Bilimde Sınır Çizme Problemi: Popper, Lakatos, Kuhn ve Sonrası
Dissertation, (
2018)
Copy
BIBTEX
Abstract
Bilimin ne olduğunun belirlenmesi ve bu bağlamda bilimin sözde bilim ya da bilimsel olmayan alanlara ilişkin sınırının nasıl çizileceği tartışması, bilim felsefesinde sınır çizme problemi olarak ele alınmaktadır. Çalışmanın ana konusunu oluşturan bu problem, özellikle yirminci yüzyıldan itibaren, bilim felsefecileri tarafından birçok ölçüt ortaya konularak çözümlenmeye çalışılmıştır. Bu ölçütler genellikle, bilim ile sözde bilim arasındaki sınırı belirlemek amacıyla, bilimi mantık ve mantıksal önermeler üzerinden değerlendirmektedir. Şu ana kadar Viyana Çevresi, Popper, Kuhn, Lakatos gibi filozoflarca ortaya konulan ölçütler, nihai olarak problemi mantıksal açıdan ele almıştır. Sınır çizme sorununun mantıksal açıdan ya da mantıksal ifadeler aracılığıyla ele alınması demek; sorunu içeriği yerine daha çok biçimsel açıdan ele almak anlamına gelmektedir. Ayrıca, ifade, kuram, araştırma programı gibi bilim öğelerinin bilimsellik durumunu tespit edebilmek amacıyla önerilen ölçütün, tek tek gerekli ve hep birlikte yeterli olan uygun sınır çizme ölçütünü karşılaması anlamına da gelmektedir. Bu çalışma, gerek ve yeter koşul arayışının, bilimin değişken ve çeşitli yapısını tam olarak yakalayamayacağını ve bilimin belirlenmesinin ve sınırının çizilmesinin bu yöntemle mümkün olmayacağını vurgulamaktadır.

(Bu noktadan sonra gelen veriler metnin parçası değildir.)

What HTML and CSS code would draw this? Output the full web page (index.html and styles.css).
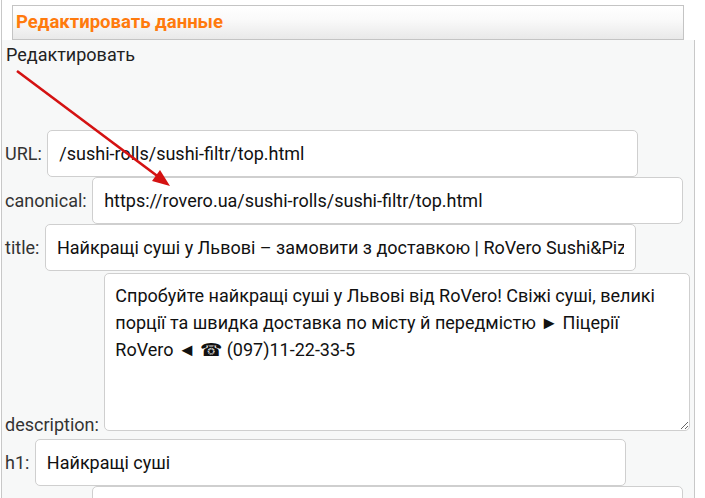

Bu konunun mutlaka sosyolojik açıdan da ele alınması gerekmektedir. Bilimin sosyal yapısına, değerler sistemine de bakmamız gerekir. Sonuç olarak, sınır çizme probleminin gerek ve yeter koşulun ortaya koyduğu katı ve ortak özellikler üzerinden sonuçlandırılamayacağı, bunun yerine bilimin “aile benzerliği yaklaşımı” çerçevesinde ele alınması gerektiği vurgulanacaktır. Aile benzerliği yaklaşımının temel oluşturduğu çok boyutlu ölçüt, bu sorunun çözümünde sosyal etkenleri dâhil etmesi, bilimin çeşitliliğini kapsayabilecek ölçüde çoklu ve esnek yapıda olması ile katkıda bulunacaktır.